CoL is hard to watch as well, when people are struggling to find a shitty apartment and paying $2400 a month, and trying to get it done during a 5 day HHT because you get a lot of pushback going to 10 days. I got lucky with some geographic stability (with IR etc for the family to stay in place) but at this point an arbitrary posting would probably be part of the tipping point as it really undercuts the math on staying in.
 
I suspect a large number of people are in the same boat; they'd be happy to stick around and just do their job if the system got out of their way and we stopped getting jerked around. The SDA thing is pretty hilarious, I can't see it having the impact they think it will (especially with how much sailing and time deployed doesn't count as sea days). It also will create a lot of extra admin, and is exceptionally punitive when you look at the LOE the engineering and log departments put in non-sailing days, especially during EDWP2 for reactivation and trials, and doing critical support during DWPs.

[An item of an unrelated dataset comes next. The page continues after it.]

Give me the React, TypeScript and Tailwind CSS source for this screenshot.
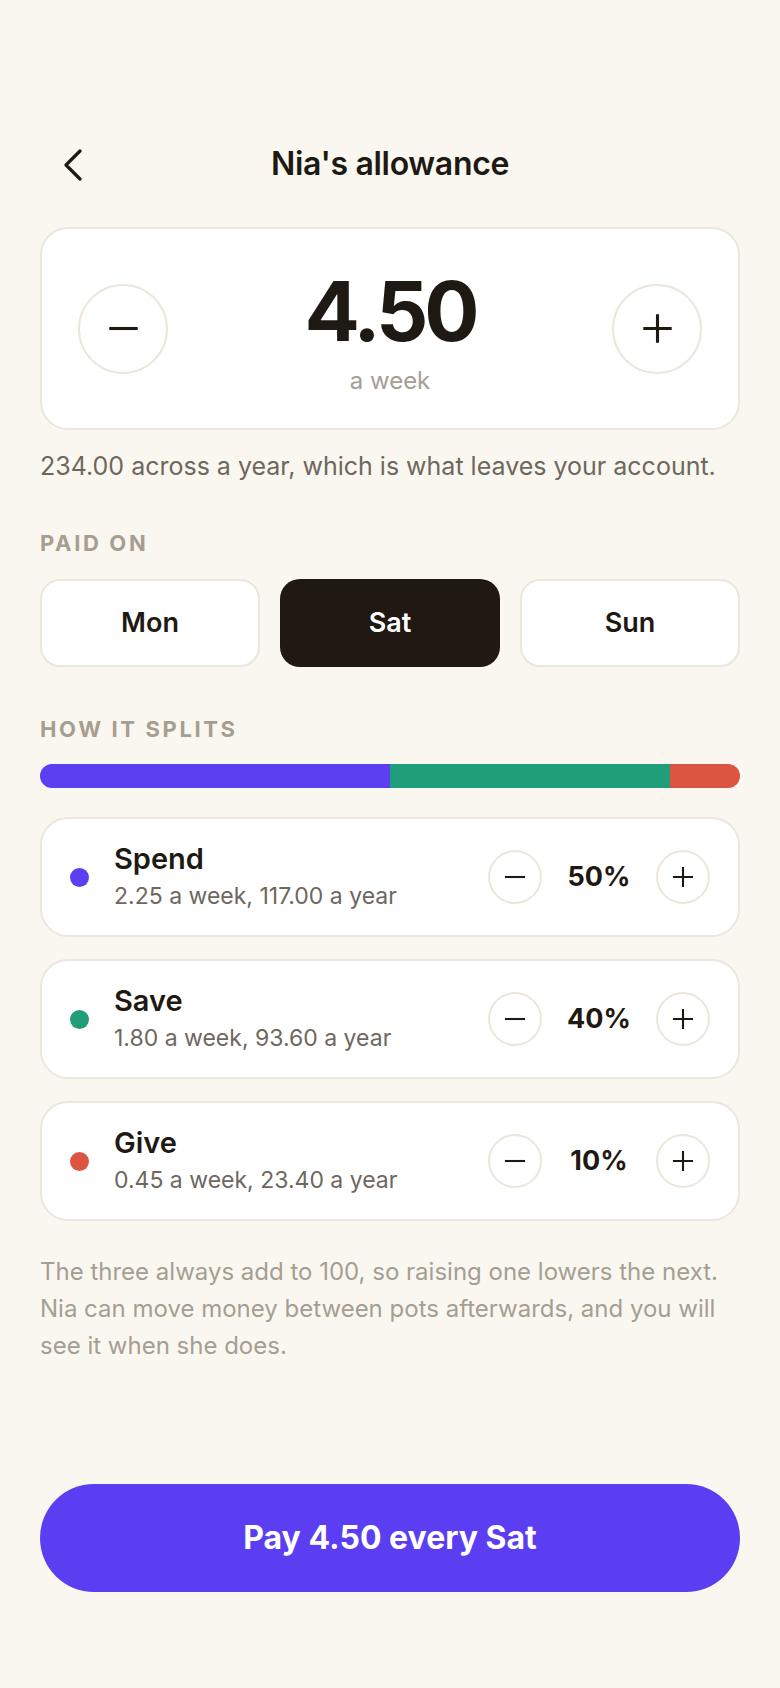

CoL is hard to watch as well, when people are struggling to find a shitty apartment and paying $2400 a month, and trying to get it done during a 5 day HHT because you get a lot of pushback going to 10 days. I got lucky with some geographic stability (with IR etc for the family to stay in place) but at this point an arbitrary posting would probably be part of the tipping point as it really undercuts the math on staying in.
For sure, I'm in a "sea going billet" and spend quite a bit of time ashore but still manage to get over a hundred sea days a year, I'm up over 2700 now LOL. If sea pay is changed I probably will lose thousands of dollars. Probably close to a 10K hit between PLD and SDA, that's significant.
 
I think it was this thread someone was asking about the Armoured Sqn ech system. This video has a dated but excellent breakdown of the structure. Bonus if you spot a (then) future CDS in this video lol. Anecdotally, a bunch of my unit's dudes have been working with the Tank Sqn Ech in Latvia. Apparently our allies really like our system of combat administration since structurally their armour sqns dont have nearly the same depth logistically. Interesting stuff.